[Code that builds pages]
⟨

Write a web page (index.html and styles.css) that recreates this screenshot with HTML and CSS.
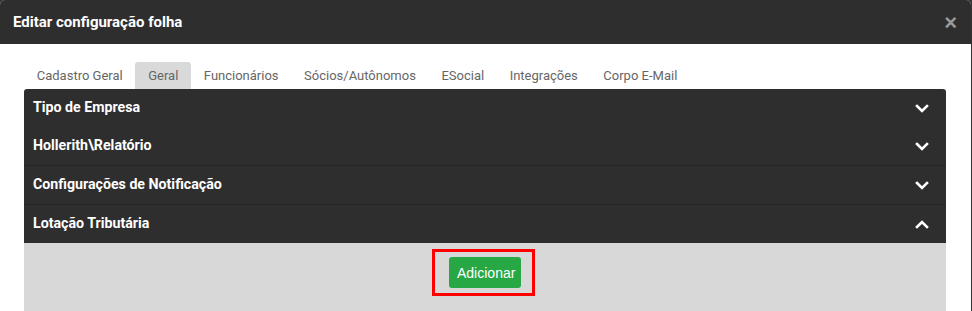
FILE: index.html
```html
<!DOCTYPE html>
<html lang="pt-BR">

<head>
  <meta charset="UTF-8">
  <meta name="viewport" content="width=device-width, initial-scale=1.0">
  <link rel="stylesheet" href="styles.css">
</head>

<body>
  <div class="config-modal">
    <div class="config-header">
      <h4 class="config-title">Editar configuração folha</h4>
      <span class="config-close">&times;</span>
    </div>
    <div class="config-body">
      <ul class="config-tabs">
        <li class="config-tab">Cadastro Geral</li>
        <li class="config-tab active">Geral</li>
        <li class="config-tab">Funcionários</li>
        <li class="config-tab">Sócios/Autônomos</li>
        <li class="config-tab">ESocial</li>
        <li class="config-tab">Integrações</li>
        <li class="config-tab">Corpo E-Mail</li>
      </ul>
      <div class="config-accordion">
        <div class="acc-row">
          <span>Tipo de Empresa</span>
          <svg class="acc-chevron" width="14" height="9" viewBox="0 0 14 9"><polyline points="2,2 7,7 12,2" /></svg>
        </div>
        <div class="acc-row">
          <span>Hollerith\Relatório</span>
          <svg class="acc-chevron" width="14" height="9" viewBox="0 0 14 9"><polyline points="2,2 7,7 12,2" /></svg>
        </div>
        <div class="acc-row acc-sep">
          <span>Configurações de Notificação</span>
          <svg class="acc-chevron" width="14" height="9" viewBox="0 0 14 9"><polyline points="2,2 7,7 12,2" /></svg>
        </div>
        <div class="acc-row acc-sep">
          <span>Lotação Tributária</span>
          <svg class="acc-chevron" width="14" height="9" viewBox="0 0 14 9"><polyline points="2,7 7,2 12,7" /></svg>
        </div>
        <div class="acc-panel">
          <div class="acc-highlight">
            <button class="acc-add-btn">Adicionar</button>
          </div>
        </div>
      </div>
    </div>
  </div>
</body>

</html>
```

FILE: styles.css
```css
body {
  margin: 0;
  background-color: #333;
  font-family: Roboto, "Liberation Sans", Arial, sans-serif;
  height: 311px;
  overflow: hidden;
}

.config-modal {
  width: 971px;
  height: 311px;
  background: #fff;
  border-radius: 5px 5px 0 0;
  overflow: hidden;
}

.config-header {
  height: 44px;
  background: #2e2e2e;
  display: flex;
  align-items: center;
  justify-content: space-between;
  padding: 0 13px;
}

.config-title {
  margin: 0;
  color: #fff;
  font-size: 15px;
  font-weight: bold;
}

.config-close {
  color: #9a9a9a;
  font-family: "Liberation Sans", Arial, sans-serif;
  font-size: 22px;
  font-weight: bold;
  line-height: 1;
  margin-top: 1px;
  margin-right: 1px;
}

.config-body {
  padding: 18px 25px 0 24px;
}

.config-tabs {
  list-style: none;
  margin: 0;
  padding: 0;
  display: flex;
}

.config-tab {
  height: 27px;
  line-height: 27px;
  padding: 0 12.75px;
  font-size: 13px;
  color: #666;
  border-radius: 3px 3px 0 0;
}

.config-tab.active {
  background: #d9d9d9;
}

.config-accordion {
  background: #2e2e2e;
  border-radius: 3px 3px 0 0;
}

.acc-row {
  box-sizing: border-box;
  height: 38px;
  padding: 0 17px 3px 9px;
  display: flex;
  align-items: center;
  justify-content: space-between;
  color: #fff;
  font-size: 14.2px;
  font-weight: bold;
}

.acc-sep {
  border-top: 1px solid #262626;
  height: 39px;
}

.acc-chevron {
  margin-top: 3px;
}

.acc-chevron polyline {
  fill: none;
  stroke: #fff;
  stroke-width: 2.6;
  stroke-linecap: square;
}

.acc-panel {
  background: #d8d8d8;
  height: 80px;
  display: flex;
  justify-content: center;
  padding-top: 6px;
}

.acc-highlight {
  border: 3px solid #f00;
  width: 97px;
  height: 41px;
  margin-right: 3px;
  display: flex;
  align-items: center;
  justify-content: center;
}

.acc-add-btn {
  background: #28a745;
  color: #fff;
  border: none;
  border-radius: 3px;
  font-family: "Liberation Sans", Arial, sans-serif;
  font-size: 14px;
  padding: 0 8px;
  height: 31px;
  width: 72px;
  margin-left: 3px;
}
```
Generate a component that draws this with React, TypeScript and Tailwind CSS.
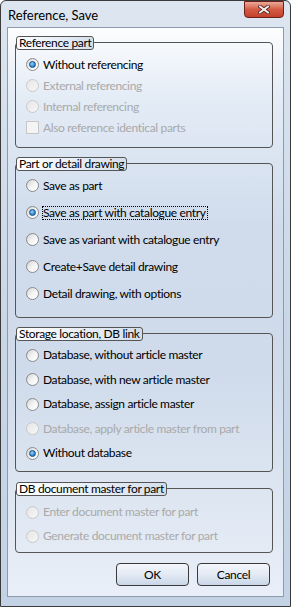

⟩

§ Exercise instructions
Each record should be quoted exactly, with the images omitted.

§ Response
Write a web page (index.html and styles.css) that recreates this screenshot with HTML and CSS.
FILE: index.html
```html
<!DOCTYPE html>
<html lang="pt-BR">

<head>
  <meta charset="UTF-8">
  <meta name="viewport" content="width=device-width, initial-scale=1.0">
  <link rel="stylesheet" href="styles.css">
</head>

<body>
  <div class="config-modal">
    <div class="config-header">
      <h4 class="config-title">Editar configuração folha</h4>
      <span class="config-close">&times;</span>
    </div>
    <div class="config-body">
      <ul class="config-tabs">
        <li class="config-tab">Cadastro Geral</li>
        <li class="config-tab active">Geral</li>
        <li class="config-tab">Funcionários</li>
        <li class="config-tab">Sócios/Autônomos</li>
        <li class="config-tab">ESocial</li>
        <li class="config-tab">Integrações</li>
        <li class="config-tab">Corpo E-Mail</li>
      </ul>
      <div class="config-accordion">
        <div class="acc-row">
          <span>Tipo de Empresa</span>
          <svg class="acc-chevron" width="14" height="9" viewBox="0 0 14 9"><polyline points="2,2 7,7 12,2" /></svg>
        </div>
        <div class="acc-row">
          <span>Hollerith\Relatório</span>
          <svg class="acc-chevron" width="14" height="9" viewBox="0 0 14 9"><polyline points="2,2 7,7 12,2" /></svg>
        </div>
        <div class="acc-row acc-sep">
          <span>Configurações de Notificação</span>
          <svg class="acc-chevron" width="14" height="9" viewBox="0 0 14 9"><polyline points="2,2 7,7 12,2" /></svg>
        </div>
        <div class="acc-row acc-sep">
          <span>Lotação Tributária</span>
          <svg class="acc-chevron" width="14" height="9" viewBox="0 0 14 9"><polyline points="2,7 7,2 12,7" /></svg>
        </div>
        <div class="acc-panel">
          <div class="acc-highlight">
            <button class="acc-add-btn">Adicionar</button>
          </div>
        </div>
      </div>
    </div>
  </div>
</body>

</html>
```

FILE: styles.css
```css
body {
  margin: 0;
  background-color: #333;
  font-family: Roboto, "Liberation Sans", Arial, sans-serif;
  height: 311px;
  overflow: hidden;
}

.config-modal {
  width: 971px;
  height: 311px;
  background: #fff;
  border-radius: 5px 5px 0 0;
  overflow: hidden;
}

.config-header {
  height: 44px;
  background: #2e2e2e;
  display: flex;
  align-items: center;
  justify-content: space-between;
  padding: 0 13px;
}

.config-title {
  margin: 0;
  color: #fff;
  font-size: 15px;
  font-weight: bold;
}

.config-close {
  color: #9a9a9a;
  font-family: "Liberation Sans", Arial, sans-serif;
  font-size: 22px;
  font-weight: bold;
  line-height: 1;
  margin-top: 1px;
  margin-right: 1px;
}

.config-body {
  padding: 18px 25px 0 24px;
}

.config-tabs {
  list-style: none;
  margin: 0;
  padding: 0;
  display: flex;
}

.config-tab {
  height: 27px;
  line-height: 27px;
  padding: 0 12.75px;
  font-size: 13px;
  color: #666;
  border-radius: 3px 3px 0 0;
}

.config-tab.active {
  background: #d9d9d9;
}

.config-accordion {
  background: #2e2e2e;
  border-radius: 3px 3px 0 0;
}

.acc-row {
  box-sizing: border-box;
  height: 38px;
  padding: 0 17px 3px 9px;
  display: flex;
  align-items: center;
  justify-content: space-between;
  color: #fff;
  font-size: 14.2px;
  font-weight: bold;
}

.acc-sep {
  border-top: 1px solid #262626;
  height: 39px;
}

.acc-chevron {
  margin-top: 3px;
}

.acc-chevron polyline {
  fill: none;
  stroke: #fff;
  stroke-width: 2.6;
  stroke-linecap: square;
}

.acc-panel {
  background: #d8d8d8;
  height: 80px;
  display: flex;
  justify-content: center;
  padding-top: 6px;
}

.acc-highlight {
  border: 3px solid #f00;
  width: 97px;
  height: 41px;
  margin-right: 3px;
  display: flex;
  align-items: center;
  justify-content: center;
}

.acc-add-btn {
  background: #28a745;
  color: #fff;
  border: none;
  border-radius: 3px;
  font-family: "Liberation Sans", Arial, sans-serif;
  font-size: 14px;
  padding: 0 8px;
  height: 31px;
  width: 72px;
  margin-left: 3px;
}
```
Generate a component that draws this with React, TypeScript and Tailwind CSS.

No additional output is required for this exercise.